The eagle’s mate was still crying from the treetop when I loaded up the carcass in the stern of my kayak and paddled out of the bay. The sea was flat calm without a breath of wind that evening, and I offered up a prayer to the eagle’s spirit to give my kayak the wings of an eagle. A fresh, steady breeze came up out of the southeast and I figured I could make Vertical Point before dark if I made use of my sail. A white bedsheet I had used for bedding throughout my Central American sojourn was now doubling as a square-rigged sail whenever the winds were favourable.
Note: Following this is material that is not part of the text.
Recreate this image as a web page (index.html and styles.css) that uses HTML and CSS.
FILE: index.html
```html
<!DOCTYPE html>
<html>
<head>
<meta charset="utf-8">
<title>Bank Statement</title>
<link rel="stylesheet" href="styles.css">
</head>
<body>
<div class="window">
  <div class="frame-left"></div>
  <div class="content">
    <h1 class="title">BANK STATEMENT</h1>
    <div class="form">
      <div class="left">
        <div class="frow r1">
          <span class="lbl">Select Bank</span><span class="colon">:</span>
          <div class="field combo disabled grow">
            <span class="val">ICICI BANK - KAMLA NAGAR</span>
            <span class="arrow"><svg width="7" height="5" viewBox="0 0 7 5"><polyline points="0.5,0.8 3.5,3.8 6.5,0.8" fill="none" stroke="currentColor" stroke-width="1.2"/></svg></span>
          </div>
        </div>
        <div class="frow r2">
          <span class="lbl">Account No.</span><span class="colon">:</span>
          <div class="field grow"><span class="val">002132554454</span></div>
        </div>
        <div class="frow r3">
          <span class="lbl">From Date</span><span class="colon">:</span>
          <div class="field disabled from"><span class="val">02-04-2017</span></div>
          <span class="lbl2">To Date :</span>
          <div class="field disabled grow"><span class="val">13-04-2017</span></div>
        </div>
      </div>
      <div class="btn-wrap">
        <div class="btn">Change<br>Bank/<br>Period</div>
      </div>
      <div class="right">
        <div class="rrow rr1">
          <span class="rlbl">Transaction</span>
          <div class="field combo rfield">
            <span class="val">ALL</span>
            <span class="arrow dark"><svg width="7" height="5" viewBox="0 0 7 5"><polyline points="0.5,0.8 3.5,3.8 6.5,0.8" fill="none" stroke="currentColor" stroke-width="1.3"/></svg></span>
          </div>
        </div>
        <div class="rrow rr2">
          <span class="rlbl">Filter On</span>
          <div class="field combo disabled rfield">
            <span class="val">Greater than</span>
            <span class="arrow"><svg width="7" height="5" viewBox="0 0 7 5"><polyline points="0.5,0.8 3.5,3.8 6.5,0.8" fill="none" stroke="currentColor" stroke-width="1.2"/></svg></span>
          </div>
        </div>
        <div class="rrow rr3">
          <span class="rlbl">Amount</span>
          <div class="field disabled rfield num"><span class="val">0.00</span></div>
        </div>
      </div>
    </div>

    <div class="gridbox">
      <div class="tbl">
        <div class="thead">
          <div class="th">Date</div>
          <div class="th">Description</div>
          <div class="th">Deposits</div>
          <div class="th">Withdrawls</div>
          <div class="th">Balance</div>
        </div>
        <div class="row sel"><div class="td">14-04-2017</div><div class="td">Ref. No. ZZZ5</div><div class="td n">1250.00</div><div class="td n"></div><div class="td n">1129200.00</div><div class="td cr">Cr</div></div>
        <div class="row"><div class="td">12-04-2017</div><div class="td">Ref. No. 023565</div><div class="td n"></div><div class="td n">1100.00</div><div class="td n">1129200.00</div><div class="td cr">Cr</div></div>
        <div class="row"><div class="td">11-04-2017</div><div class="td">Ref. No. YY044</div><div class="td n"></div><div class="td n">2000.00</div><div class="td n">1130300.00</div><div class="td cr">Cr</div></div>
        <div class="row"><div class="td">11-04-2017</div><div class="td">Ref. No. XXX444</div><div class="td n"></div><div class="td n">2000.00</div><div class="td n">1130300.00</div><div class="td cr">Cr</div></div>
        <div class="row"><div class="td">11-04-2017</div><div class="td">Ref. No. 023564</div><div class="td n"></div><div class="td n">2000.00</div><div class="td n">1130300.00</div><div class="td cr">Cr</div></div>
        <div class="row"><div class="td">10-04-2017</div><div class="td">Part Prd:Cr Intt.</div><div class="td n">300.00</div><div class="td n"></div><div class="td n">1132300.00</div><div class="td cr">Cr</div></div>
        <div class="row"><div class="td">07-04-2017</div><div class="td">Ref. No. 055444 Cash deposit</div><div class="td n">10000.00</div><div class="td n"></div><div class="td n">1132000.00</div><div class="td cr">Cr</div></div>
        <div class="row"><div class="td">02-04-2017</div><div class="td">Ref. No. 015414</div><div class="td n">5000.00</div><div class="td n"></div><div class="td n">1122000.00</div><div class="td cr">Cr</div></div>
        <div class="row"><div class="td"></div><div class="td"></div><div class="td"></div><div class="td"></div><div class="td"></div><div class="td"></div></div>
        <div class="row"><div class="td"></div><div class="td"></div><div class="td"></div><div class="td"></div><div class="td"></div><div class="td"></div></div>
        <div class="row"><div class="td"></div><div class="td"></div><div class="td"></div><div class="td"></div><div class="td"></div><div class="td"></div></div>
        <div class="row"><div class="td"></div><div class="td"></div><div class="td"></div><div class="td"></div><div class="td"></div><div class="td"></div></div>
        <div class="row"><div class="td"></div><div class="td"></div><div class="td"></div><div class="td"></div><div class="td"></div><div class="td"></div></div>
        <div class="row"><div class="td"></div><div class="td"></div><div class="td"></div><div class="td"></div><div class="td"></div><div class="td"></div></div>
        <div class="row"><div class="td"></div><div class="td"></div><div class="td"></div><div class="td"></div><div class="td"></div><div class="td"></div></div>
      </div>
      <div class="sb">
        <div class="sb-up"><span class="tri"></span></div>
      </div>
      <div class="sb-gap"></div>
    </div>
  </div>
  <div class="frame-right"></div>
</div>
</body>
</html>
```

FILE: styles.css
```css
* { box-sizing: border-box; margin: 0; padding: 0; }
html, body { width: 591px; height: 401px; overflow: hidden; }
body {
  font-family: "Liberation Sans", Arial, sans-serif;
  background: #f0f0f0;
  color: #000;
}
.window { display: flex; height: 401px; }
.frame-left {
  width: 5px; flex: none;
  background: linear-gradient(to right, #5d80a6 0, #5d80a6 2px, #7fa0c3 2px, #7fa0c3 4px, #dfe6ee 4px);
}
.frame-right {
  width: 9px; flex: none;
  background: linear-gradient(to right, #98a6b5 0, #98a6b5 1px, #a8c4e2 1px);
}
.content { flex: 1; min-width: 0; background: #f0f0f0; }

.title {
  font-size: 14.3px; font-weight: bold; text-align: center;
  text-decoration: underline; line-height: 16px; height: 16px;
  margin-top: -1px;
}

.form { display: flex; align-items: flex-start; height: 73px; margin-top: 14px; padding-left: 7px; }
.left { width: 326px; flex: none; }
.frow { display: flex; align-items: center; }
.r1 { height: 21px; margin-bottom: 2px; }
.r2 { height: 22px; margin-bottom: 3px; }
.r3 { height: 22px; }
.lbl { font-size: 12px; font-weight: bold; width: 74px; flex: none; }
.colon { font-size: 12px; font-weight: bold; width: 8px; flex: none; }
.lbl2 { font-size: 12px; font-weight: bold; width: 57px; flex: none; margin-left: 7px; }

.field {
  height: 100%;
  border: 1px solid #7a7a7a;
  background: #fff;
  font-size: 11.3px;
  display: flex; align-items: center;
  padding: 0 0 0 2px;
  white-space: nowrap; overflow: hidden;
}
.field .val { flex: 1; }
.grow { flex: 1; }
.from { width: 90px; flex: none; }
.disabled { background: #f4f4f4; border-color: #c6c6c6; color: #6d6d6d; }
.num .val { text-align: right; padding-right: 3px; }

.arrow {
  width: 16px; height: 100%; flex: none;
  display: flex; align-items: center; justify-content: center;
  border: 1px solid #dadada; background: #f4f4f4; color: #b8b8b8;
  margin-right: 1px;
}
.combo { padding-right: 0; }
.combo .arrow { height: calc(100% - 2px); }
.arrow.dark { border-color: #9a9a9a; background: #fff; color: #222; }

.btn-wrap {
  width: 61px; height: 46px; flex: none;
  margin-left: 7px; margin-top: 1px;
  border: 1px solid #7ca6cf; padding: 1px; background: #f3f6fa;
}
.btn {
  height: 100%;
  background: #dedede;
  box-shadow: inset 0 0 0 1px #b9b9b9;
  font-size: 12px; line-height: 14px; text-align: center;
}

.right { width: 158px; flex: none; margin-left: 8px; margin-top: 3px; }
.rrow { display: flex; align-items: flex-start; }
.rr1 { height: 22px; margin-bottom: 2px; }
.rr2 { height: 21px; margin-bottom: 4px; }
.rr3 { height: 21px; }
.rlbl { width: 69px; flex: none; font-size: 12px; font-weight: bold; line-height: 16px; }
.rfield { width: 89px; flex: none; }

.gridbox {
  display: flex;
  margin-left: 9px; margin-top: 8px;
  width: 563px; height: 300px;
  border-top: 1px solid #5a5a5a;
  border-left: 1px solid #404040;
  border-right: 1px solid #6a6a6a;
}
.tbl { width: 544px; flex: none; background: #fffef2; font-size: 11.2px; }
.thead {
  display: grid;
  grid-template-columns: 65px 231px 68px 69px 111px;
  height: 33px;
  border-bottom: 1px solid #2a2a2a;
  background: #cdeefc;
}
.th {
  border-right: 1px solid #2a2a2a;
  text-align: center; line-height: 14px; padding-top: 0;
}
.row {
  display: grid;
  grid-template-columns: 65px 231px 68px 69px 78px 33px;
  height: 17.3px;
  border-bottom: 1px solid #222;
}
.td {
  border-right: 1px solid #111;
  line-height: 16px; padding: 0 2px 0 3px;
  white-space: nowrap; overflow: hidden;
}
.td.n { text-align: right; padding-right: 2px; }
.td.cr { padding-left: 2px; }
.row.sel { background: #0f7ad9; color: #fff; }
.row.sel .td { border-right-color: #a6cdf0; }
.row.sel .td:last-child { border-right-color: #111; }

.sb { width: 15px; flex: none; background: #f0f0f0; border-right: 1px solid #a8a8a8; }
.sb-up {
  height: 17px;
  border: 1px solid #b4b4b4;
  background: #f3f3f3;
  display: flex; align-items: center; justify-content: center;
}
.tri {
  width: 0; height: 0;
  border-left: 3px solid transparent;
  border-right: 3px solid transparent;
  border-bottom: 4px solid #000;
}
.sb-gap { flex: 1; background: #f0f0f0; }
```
I had drawn a stylized Haida eagle head on the sheet with a waterproof felt pen some weeks earlier, so it seemed fitting that moment to hoist sail.
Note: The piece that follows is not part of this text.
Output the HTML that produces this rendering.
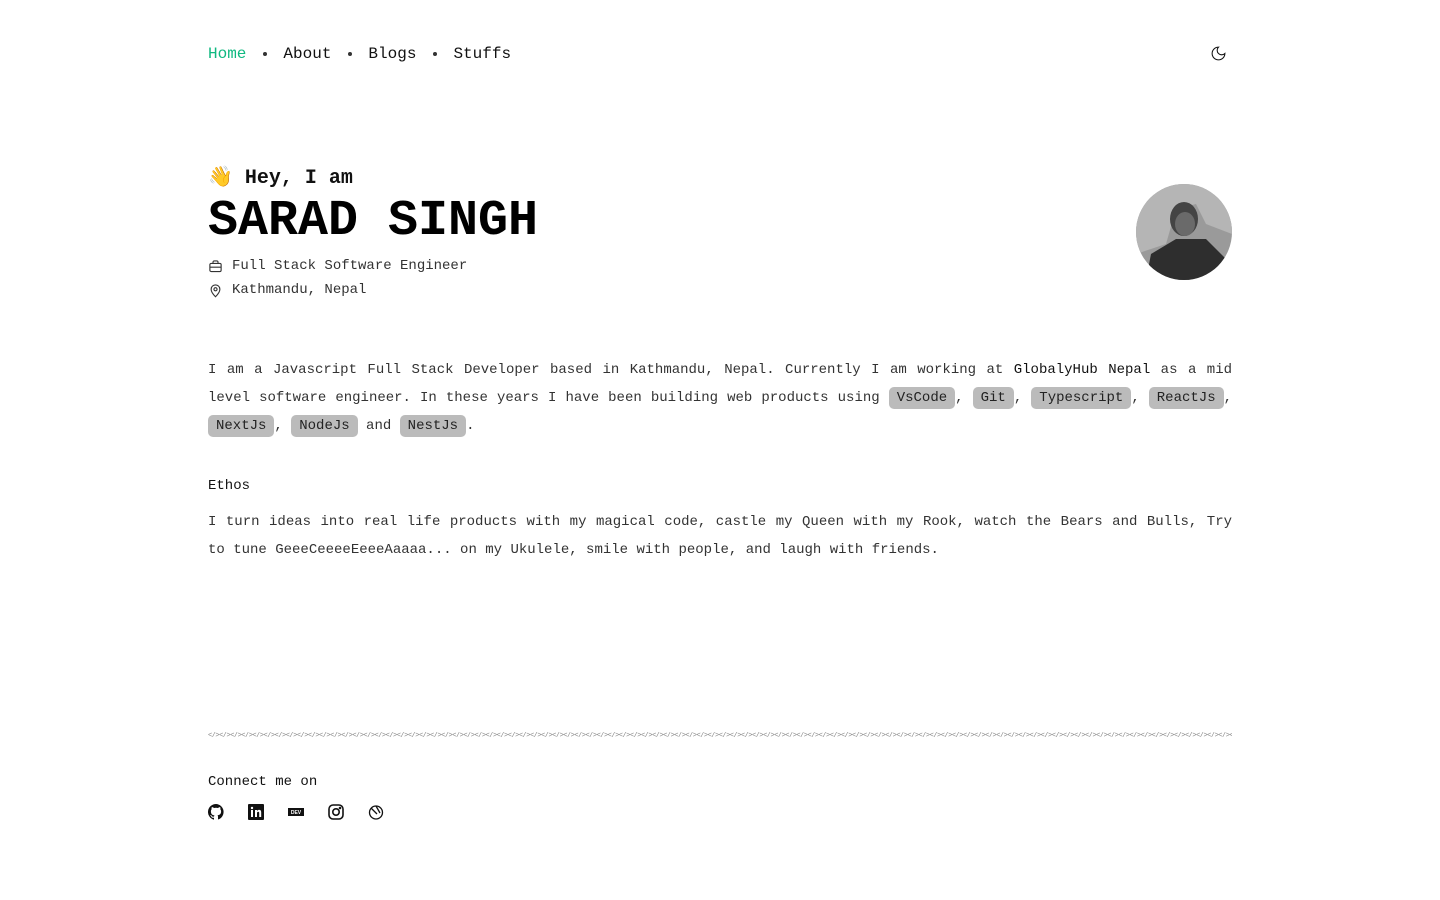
<!DOCTYPE html>
<html><head><meta charset="utf-8"><style>
*{margin:0;padding:0;box-sizing:border-box}
body{width:1440px;height:900px;background:#fff;font-family:"Liberation Mono",monospace;color:#333;position:relative;overflow:hidden}
.nav{position:absolute;left:208px;top:45px;font-size:16px;color:#111;display:flex;align-items:center}
.nav span.dot{display:inline-block;width:4px;height:4px;border-radius:50%;background:#333;margin:0 16px 0 17px}
.nav .a{color:#10b981}
.moon{position:absolute;left:1210px;top:45px}
.hey{position:absolute;left:208px;top:164px;font-size:20px;font-weight:bold;color:#111}
.name{position:absolute;left:208px;top:194px;font-size:50px;font-weight:bold;color:#000;line-height:56px}
.info{position:absolute;left:208px;font-size:14px;color:#333;display:flex;align-items:center}
.info svg{margin-right:9px}
.av{position:absolute;left:1136px;top:184px;width:96px;height:96px;border-radius:50%;overflow:hidden}
p.t{position:absolute;left:208px;width:1024px;font-size:14px;line-height:28px;text-align:justify;color:#333}
b.n{font-weight:normal;color:#111}
.tag{background:#bbb;border-radius:5px;padding:3px 8px;color:#222}
.div{position:absolute;left:208px;top:732px;width:1024px;height:10px;overflow:hidden;white-space:nowrap;font-size:7px;color:#888;letter-spacing:-0.5px}
.soc{position:absolute;left:208px;top:804px;display:flex;gap:24px}
</style></head><body>
<div class="nav"><span class="a">Home</span><span class="dot"></span><span>About</span><span class="dot"></span><span>Blogs</span><span class="dot"></span><span>Stuffs</span></div>
<svg class="moon" width="17" height="17" viewBox="0 0 24 24" fill="none" stroke="#111" stroke-width="1.5"><path d="M12 3a6 6 0 0 0 9 9 9 9 0 1 1-9-9z"/></svg>
<div class="hey">👋 Hey, I am</div>
<div class="name">SARAD SINGH</div>
<div class="info" style="top:258px"><svg width="15" height="15" viewBox="0 0 24 24" fill="none" stroke="#333" stroke-width="1.8"><rect x="3" y="7" width="18" height="13" rx="2"/><path d="M8 7V5a2 2 0 0 1 2-2h4a2 2 0 0 1 2 2v2M3 13h18"/></svg>Full Stack Software Engineer</div>
<div class="info" style="top:282px"><svg width="15" height="15" viewBox="0 0 24 24" fill="none" stroke="#333" stroke-width="1.8"><path d="M12 22s-7-7-7-12a7 7 0 0 1 14 0c0 5-7 12-7 12z"/><circle cx="12" cy="10" r="2.5"/></svg>Kathmandu, Nepal</div>
<div class="av"><svg width="96" height="96"><rect width="96" height="96" fill="#9a9a9a"/><path d="M0 0h96v50L70 40 60 20 40 25 30 60 0 70z" fill="#b5b5b5"/><ellipse cx="48" cy="35" rx="14" ry="17" fill="#444"/><ellipse cx="49" cy="40" rx="10" ry="12" fill="#6a6a6a"/><path d="M10 96 15 70 40 55 70 55 90 75 96 96z" fill="#2e2e2e"/></svg></div>
<p class="t" style="top:356px">I am a Javascript Full Stack Developer based in Kathmandu, Nepal. Currently I am working at <b class="n">GlobalyHub Nepal</b> as a mid level software engineer. In these years I have been building web products using <span class="tag">VsCode</span>, <span class="tag">Git</span>, <span class="tag">Typescript</span>, <span class="tag">ReactJs</span>, <span class="tag">NextJs</span>, <span class="tag">NodeJs</span> and <span class="tag">NestJs</span>.</p>
<p class="t" style="top:472px;color:#111">Ethos</p>
<p class="t" style="top:508px">I turn ideas into real life products with my magical code, castle my Queen with my Rook, watch the Bears and Bulls, Try to tune GeeeCeeeeEeeeAaaaa... on my Ukulele, smile with people, and laugh with friends.</p>
<div class="div">&lt;/&gt;&lt;/&gt;&lt;/&gt;&lt;/&gt;&lt;/&gt;&lt;/&gt;&lt;/&gt;&lt;/&gt;&lt;/&gt;&lt;/&gt;&lt;/&gt;&lt;/&gt;&lt;/&gt;&lt;/&gt;&lt;/&gt;&lt;/&gt;&lt;/&gt;&lt;/&gt;&lt;/&gt;&lt;/&gt;&lt;/&gt;&lt;/&gt;&lt;/&gt;&lt;/&gt;&lt;/&gt;&lt;/&gt;&lt;/&gt;&lt;/&gt;&lt;/&gt;&lt;/&gt;&lt;/&gt;&lt;/&gt;&lt;/&gt;&lt;/&gt;&lt;/&gt;&lt;/&gt;&lt;/&gt;&lt;/&gt;&lt;/&gt;&lt;/&gt;&lt;/&gt;&lt;/&gt;&lt;/&gt;&lt;/&gt;&lt;/&gt;&lt;/&gt;&lt;/&gt;&lt;/&gt;&lt;/&gt;&lt;/&gt;&lt;/&gt;&lt;/&gt;&lt;/&gt;&lt;/&gt;&lt;/&gt;&lt;/&gt;&lt;/&gt;&lt;/&gt;&lt;/&gt;&lt;/&gt;&lt;/&gt;&lt;/&gt;&lt;/&gt;&lt;/&gt;&lt;/&gt;&lt;/&gt;&lt;/&gt;&lt;/&gt;&lt;/&gt;&lt;/&gt;&lt;/&gt;&lt;/&gt;&lt;/&gt;&lt;/&gt;&lt;/&gt;&lt;/&gt;&lt;/&gt;&lt;/&gt;&lt;/&gt;&lt;/&gt;&lt;/&gt;&lt;/&gt;&lt;/&gt;&lt;/&gt;&lt;/&gt;&lt;/&gt;&lt;/&gt;&lt;/&gt;&lt;/&gt;&lt;/&gt;&lt;/&gt;&lt;/&gt;&lt;/&gt;&lt;/&gt;&lt;/&gt;&lt;/&gt;&lt;/&gt;&lt;/&gt;&lt;/&gt;&lt;/&gt;&lt;/&gt;&lt;/&gt;&lt;/&gt;&lt;/&gt;&lt;/&gt;&lt;/&gt;&lt;/&gt;&lt;/&gt;&lt;/&gt;&lt;/&gt;&lt;/&gt;&lt;/&gt;&lt;/&gt;&lt;/&gt;&lt;/&gt;&lt;/&gt;&lt;/&gt;&lt;/&gt;&lt;/&gt;&lt;/&gt;&lt;/&gt;&lt;/&gt;&lt;/&gt;&lt;/&gt;&lt;/&gt;&lt;/&gt;&lt;/&gt;&lt;/&gt;&lt;/&gt;&lt;/&gt;&lt;/&gt;&lt;/&gt;&lt;/&gt;&lt;/&gt;&lt;/&gt;</div>
<p class="t" style="top:768px;color:#111">Connect me on</p>
<div class="soc">
<svg width="16" height="16" viewBox="0 0 16 16"><path fill="#111" d="M8 0a8 8 0 0 0-2.5 15.6c.4 0 .5-.2.5-.4v-1.5c-2.2.5-2.7-1-2.7-1-.4-.9-.9-1.2-.9-1.2-.7-.5.1-.5.1-.5.8.1 1.200.8 1.2.8.7 1.3 1.9.9 2.3.7.1-.5.3-.9.5-1.1-1.8-.2-3.600-.9-3.600-4 0-.9.3-1.600.8-2.100-.1-.2-.4-1 .1-2.100 0 0 .7-.2 2.200.8a7.600 7.600 0 0 1 4 0c1.500-1 2.200-.8 2.200-.8.4 1.100.2 1.900.1 2.100.5.6.8 1.300.8 2.100 0 3.100-1.900 3.700-3.600 3.900.3.3.5.8.5 1.500v2.200c0 .2.1.5.6.4A8 8 0 0 0 8 0z"/></svg>
<svg width="16" height="16" viewBox="0 0 16 16"><rect width="16" height="16" rx="1" fill="#111"/><rect x="3" y="6" width="2" height="7" fill="#fff"/><circle cx="4" cy="4" r="1.2" fill="#fff"/><path d="M7 6h2v1c.5-.8 1.3-1.1 2.2-1.1 1.5 0 2 1 2 2.5V13h-2V9c0-.8-.3-1.3-1-1.3S9 8.3 9 9v4H7z" fill="#fff"/></svg>
<svg width="16" height="16" viewBox="0 0 16 16"><rect y="4" width="16" height="8" fill="#111"/><text x="8" y="10.2" font-size="5" fill="#fff" text-anchor="middle" font-family="Liberation Sans" font-weight="bold">DEV</text></svg>
<svg width="16" height="16" viewBox="0 0 16 16" fill="none" stroke="#111" stroke-width="1.6"><rect x="1" y="1" width="14" height="14" rx="4"/><circle cx="8" cy="8" r="3.2"/><circle cx="12" cy="4" r=".5" fill="#111"/></svg>
<svg width="16" height="16" viewBox="0 0 16 16" fill="none" stroke="#111" stroke-width="1.3"><circle cx="8" cy="8.5" r="6.5"/><path d="M3 4l6 6M8 2l4 7"/></svg>
</div>
</body></html>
Ten nautical miles away and out of sight to me, Percy Williams, the chief councillor of Skidegate, had set anchor for the night on the north side of Vertical Point. Wanting to stretch his legs after a long day of salmon trolling, he rowed ashore in his skiff and hiked across the narrow neck of land to hunt for deer. Scanning the beach unsuccessfully, he found himself gazing out to sea. He wasn’t looking for anything in particular; it was just a built-in Haida instinct that had helped his ancestors survive more than twelve thousand years on a coast where war parties arrived by sea.
What Percy had seen that evening completely baffled him, as he later recounted to me. It was not a war party, but a great eagle flying low over the water, its wings wet and glistening in the sun, and it was coming straight toward him. Although he had been a seaman all his life, Percy had never before seen a kayak, and the wing-like movement of the paddle blades catching the last rays of the setting sun and the large white, sheet sail depicting the head of an eagle had totally mystified him.
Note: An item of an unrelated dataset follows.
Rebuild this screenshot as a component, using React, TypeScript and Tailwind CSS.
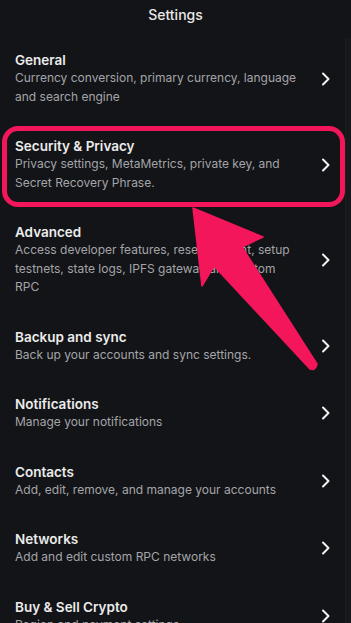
import React from 'react';

interface SettingItem {
    title: string;
    description: string;
    highlighted?: boolean;
}

const items: SettingItem[] = [
    { title: 'General', description: 'Currency conversion, primary currency, language and search engine' },
    { title: 'Security & Privacy', description: 'Privacy settings, MetaMetrics, private key, and Secret Recovery Phrase.', highlighted: true },
    { title: 'Advanced', description: 'Access developer features, reset account, setup testnets, state logs, IPFS gateway and custom RPC' },
    { title: 'Backup and sync', description: 'Back up your accounts and sync settings.' },
    { title: 'Notifications', description: 'Manage your notifications' },
    { title: 'Contacts', description: 'Add, edit, remove, and manage your accounts' },
    { title: 'Networks', description: 'Add and edit custom RPC networks' },
    { title: 'Buy & Sell Crypto', description: 'Region and payment settings' },
];

const Chevron = () => (
    <svg width="10" height="14" viewBox="0 0 10 14" fill="none" className="shrink-0">
        <path d="M2 1.5L7.5 7L2 12.5" stroke="#f2f2f2" strokeWidth={2} strokeLinecap="round" strokeLinejoin="round" />
    </svg>
);

const SettingRow: React.FC<{ item: SettingItem }> = ({ item }) => (
    <div className="relative flex items-center pl-[15px] pr-[20px] pt-[16px] pb-[15px]">
        {/* Annotation box around the highlighted row */}
        {item.highlighted && (
            <div className="absolute left-[2px] right-[6px] top-[5px] bottom-0 rounded-[16px] border-[5px] border-[#f4165b] pointer-events-none" />
        )}
        <div className="flex-1 min-w-0 pr-[22px]">
            <p className="text-[13.5px] leading-[18px] font-semibold text-[#ececec]">{item.title}</p>
            <p className="text-[12px] leading-[18.5px] text-[#a3a5a9]">{item.description}</p>
        </div>
        <Chevron />
    </div>
);

export default function App() {
    return (
        <div
            className="relative w-[351px] h-[623px] overflow-hidden bg-[#131417]"
            style={{ fontFamily: 'Inter, "Noto Sans", sans-serif' }}
        >
            {/* scrollbar track */}
            <div className="absolute right-0 top-[38px] bottom-0 w-[6px] bg-[#17181b] border-l border-[#1d1e21]" />

            <div className="h-[35px] flex items-start justify-center pt-[6px]">
                <h1 className="text-[14px] leading-[18px] font-medium text-[#e8e8e8]">Settings</h1>
            </div>

            <div className="flex flex-col">
                {items.map(item => (
                    <SettingRow key={item.title} item={item} />
                ))}
            </div>

            {/* Pointer arrow */}
            <svg className="absolute left-0 top-0 pointer-events-none" width="351" height="623" viewBox="0 0 351 623">
                <path
                    d="M193 208 L263 237 L242 247 L317 364 Q316 371 310 369 L214 266 L202 286 Z"
                    fill="#f4165b"
                    stroke="#f4165b"
                    strokeWidth={1.5}
                    strokeLinejoin="round"
                />
            </svg>
        </div>
    );
}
The sun had already set before I made my landing on the beach and began hauling my gear up above the high-tide line to make camp for the night. There in the twilight, amid the silver-grey beach logs, I was surprised to see a Haida man with a sweater as weathered and hair as grey as the old cedar log upon which he sat. People behave oddly when they’ve been out of the social loop for a while, so instead of the customary courteous hello, I said nothing. But I immediately thought, I want to show this man my eagle. I took the carcass from the kayak stern and carried it up the beach, holding it out with both arms proudly.
The old man stood, startled, and took a few steps back, all the while watching me intently. “Why do you bring me this eagle?” he said cautiously.
“Because there aren’t many left,” I responded without thinking.
For me, growing up in Michigan where DDT poisoning and habitat loss had decimated the North American bald eagle population, the statement was true. For Percy Williams, growing up in Skidegate where eagles on the beach are as common as pigeons in a city park, my statement was bewildering. Neither of us said anything further for some time, until finally we sat on a beach log and casually started talking about my journey and how extraordinary I found the Haida Islands. I expressed deep concern about the clear-cut logging I saw working its way progressively south and I lamented what was happening at Skedans. Skedans, it turned out, was the ancestral village of Percy’s mother, and as Haida trace their clan lineage matrilineally, it was his village as well. The logging concession had been sold, he told me, because Skidegate needed funds to build a new basketball court and community recreation facility for their youth. “We’ll never do that to a village site again,” Percy said, though he never let on that he was both a hereditary and elected chief of Skidegate. For me, our impromptu encounter was a moment in time soon forgotten; for Percy it proved profound, and would influence the course of Haida history.
ReDiscovery: The Eagle’s Gift film promotion featured Gerald Amos wearing Rediscovery regalia made from the same eagle carcass I had found at Windy Bay in 1973. Richard Krieger photo
The eagle carcass never did make it to the Queen Charlotte Islands’ museum. The museum society didn’t want it: Ottawa was supplying all their bird specimens fully stuffed and mounted. The Windy Bay eagle found its way to a storage freezer in Victoria’s Royal BC Museum, only to be returned to Haida Gwaii seven years later as part of the regalia donated to the Haida Gwaii Rediscovery Camp. I had never shared the eagle story with anyone so I was dumbfounded when Peter Prince, an independent filmmaker from Victoria (who now lives on Salt Spring Island), produced an award-winning documentary on Rediscovery that he titled ReDiscovery: The Eagle’s Gift. The promotional poster featured Gerald Amos, a Haida participant on Rediscovery, wearing the wings and body feathers of that same Windy Bay eagle.
It was then that I came to the realization that I was merely a player on the Haida Gwaii stage; the best I could do was bear witness to my own unaccountable involvement.